Let’s say out loud what some salesmen tell us just by their look: they hate the sound of the doorbell and when we go through the doorway to sniff around and ask to be attended, or simply to serve us at the till. We have seen this taken off in many sitcoms where the introverted shop assistant hates all the customers. Moving clichés aside, when you go into a franchise or a small shop, it’s not strange to come across whispering, lack of visual contact, open archives used as little places to hide, or a screen that the aforementioned never stops studying.
The arrival of e-commerce meant a huge advantage for those who didn’t want to sell in person, or to physically deal with customers. Naturally, gigantic chains and large shopping centres kept waging for all the opposite, and for a physical and labyrinthine experience in which customers can easily lose their bearings to find empty information points and unfocused staff in hidden stock rooms. So, why does the TV comic seller hate the business so much if it seems like a videogame?
Ideed, buying is an individual process for the customer and the seller that requires the community’s support from time to time. What do e-commerce customers have to lean back on when everything is made virtual and the shelves, products and shop assistants disappear?
Here is where the scream for help only has two quick answers: the help of our acquaintances, just like what happens in the traditional shopping world, and online reviews. If this is such an important point in the shopping experience, then how is it that there isn’t a more standardised use of the ratings and reviews in e-commerce, like prices are unavoidably included on product descriptions?
The philosophical ecommerce: How to unravel the truth inside reviews?
A democratic and universal system of reviews sadly ends up seen as being little reliable.

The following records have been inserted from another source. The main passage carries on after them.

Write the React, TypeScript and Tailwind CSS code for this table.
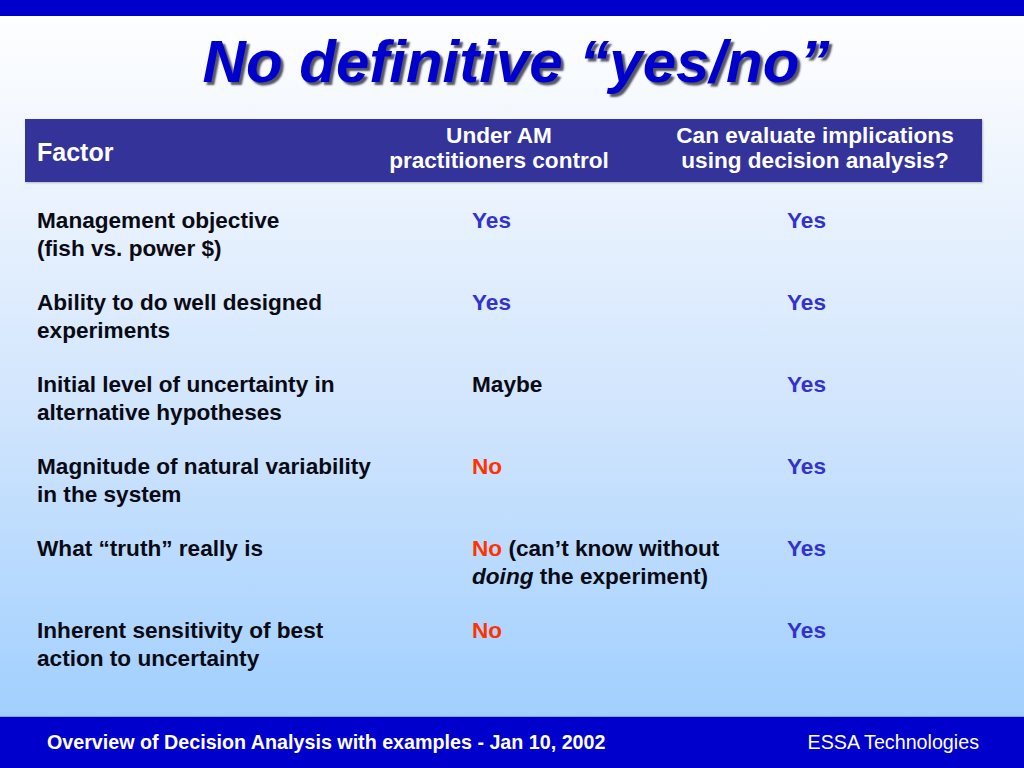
import React from "react";

const Y = ({ children }: { children: React.ReactNode }) => (
  <span className="text-[#3333cc]">{children}</span>
);
const N = ({ children }: { children: React.ReactNode }) => (
  <span className="text-[#ff3300]">{children}</span>
);

const rows: { f: React.ReactNode; c2: React.ReactNode; c3: React.ReactNode }[] = [
  {
    f: (
      <>
        Management objective
        <br />
        (fish vs. power $)
      </>
    ),
    c2: <Y>Yes</Y>,
    c3: <Y>Yes</Y>,
  },
  {
    f: (
      <>
        Ability to do well designed
        <br />
        experiments
      </>
    ),
    c2: <Y>Yes</Y>,
    c3: <Y>Yes</Y>,
  },
  {
    f: (
      <>
        Initial level of uncertainty in
        <br />
        alternative hypotheses
      </>
    ),
    c2: <span>Maybe</span>,
    c3: <Y>Yes</Y>,
  },
  {
    f: (
      <>
        Magnitude of natural variability
        <br />
        in the system
      </>
    ),
    c2: <N>No</N>,
    c3: <Y>Yes</Y>,
  },
  {
    f: <>What “truth” really is</>,
    c2: (
      <>
        <N>No</N> (can’t know without
        <br />
        <i>doing</i> the experiment)
      </>
    ),
    c3: <Y>Yes</Y>,
  },
  {
    f: (
      <>
        Inherent sensitivity of best
        <br />
        action to uncertainty
      </>
    ),
    c2: <N>No</N>,
    c3: <Y>Yes</Y>,
  },
];

export default function App() {
  return (
    <div
      className="w-[1024px] h-[768px] flex flex-col overflow-hidden bg-[linear-gradient(to_bottom,#ffffff_0%,#f4f8fe_15%,#cfe4fd_55%,#99ccff_100%)]"
      style={{ fontFamily: '"Liberation Sans", Arial, sans-serif' }}
    >
      <div className="h-4 bg-[#0000cc] shrink-0" />
      <div className="h-[103px] shrink-0 pt-4 flex justify-center">
        <h1 className="text-[60px] leading-[60px] font-bold italic text-[#0000cc] [text-shadow:3px_3px_2px_#555566] pl-[8px]">
          No definitive “yes/no”
        </h1>
      </div>
      <div className="ml-[25px] w-[957px] h-[63px] shrink-0 bg-[#333399] flex text-white font-bold shadow-[1px_1px_2px_rgba(0,0,0,0.25)]">
        <div className="w-[336px] shrink-0 pl-3 flex items-center pt-[4px] text-[25px]">Factor</div>
        <div className="w-[276px] shrink-0 text-center text-[22.6px] leading-[25px] pt-[4px] whitespace-nowrap">
          Under AM
          <br />
          practitioners control
        </div>
        <div className="w-[356px] shrink-0 text-center text-[22.6px] leading-[25px] pt-[4px] whitespace-nowrap">
          Can evaluate implications
          <br />
          using decision analysis?
        </div>
      </div>
      <div className="pt-[25px] flex flex-col gap-[26px] text-[22.6px] leading-[28px] font-bold text-[#0a0a14]">
        {rows.map((r, i) => (
          <div key={i} className="flex h-[56px] whitespace-nowrap">
            <div className="w-[472px] pl-[37px] shrink-0">{r.f}</div>
            <div className="w-[315px] shrink-0">{r.c2}</div>
            <div>{r.c3}</div>
          </div>
        ))}
      </div>
      <div className="flex-1" />
      <div className="h-[52px] shrink-0 bg-[#0000cc] border-t border-[#8c9cf0] flex items-center justify-between pl-[47px] pr-[45px] text-white text-[19.7px]">
        <span className="font-bold">Overview of Decision Analysis with examples - Jan 10, 2002</span>
        <span>ESSA Technologies</span>
      </div>
    </div>
  );
}
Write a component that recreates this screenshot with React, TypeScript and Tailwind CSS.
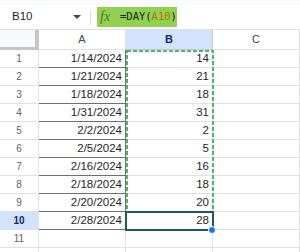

Thousands of people giving their opinion at the same time and from anonymity against the classic method of offering a few mediators and specialists, who theoretically manage the matter they are dealing with better than anyone. However, a huge amount of studies reveals that one of the main shopping criteria (if not the most important) is not the criticism by experts; it is the reviews from normal individuals who sign with or without a pseudonym.
The alarm call would express its doubts immediately: what would be the way to control a mess in which it is impossible to distinguish which opinions are true, and which ones are false? Well, we could ask the traditional shop assistant this: are you really being honest when selling us the superior qualities of this 200€ bottle of wine? The question of honesty in the reviews is turning into the centre of a debate that seems to jump to moral questions before e-commerce efficiency.
In 2015, Amazon started to fight back and report users who had supposedly left reviews on products that were not bought or tested, or on books written by friends. Many of these cases are certainly false (and so obvious that they stand out to any user), but Amazon unfairly censored other reviews after using his own criteria and algorithms to decide the honest reviews out of the false ones. What is more important? That Amazon and any e-commerce win the crusade against the false information, or that they dedicate their efforts to improving customer service and quality controls of the products they sell?
The social networks and the communities are taking charge of revealing these public shams, which even come from the company itself on occasions: a Spanish publishing company was recently criticized by readers after including 5 star reviews in Goodreads that consisted of very short opinions from users with a blocked profile or no history for a book that was receiving a very bad reception among its target readers. What influence do fake reviews have that acknowledge having received a free product in exchange for a free review? This practice is more recognised in some fields, like Booktube, or beauty care videos, but it is not mandatory in every country to acknowledge the sponsorship, which therefore makes it clear that the review is 100% free from any influence or not. Websites such as Reviewmeta.com and Fakespot.com, for example, check to see if the reviews of an Amazon product are authentic.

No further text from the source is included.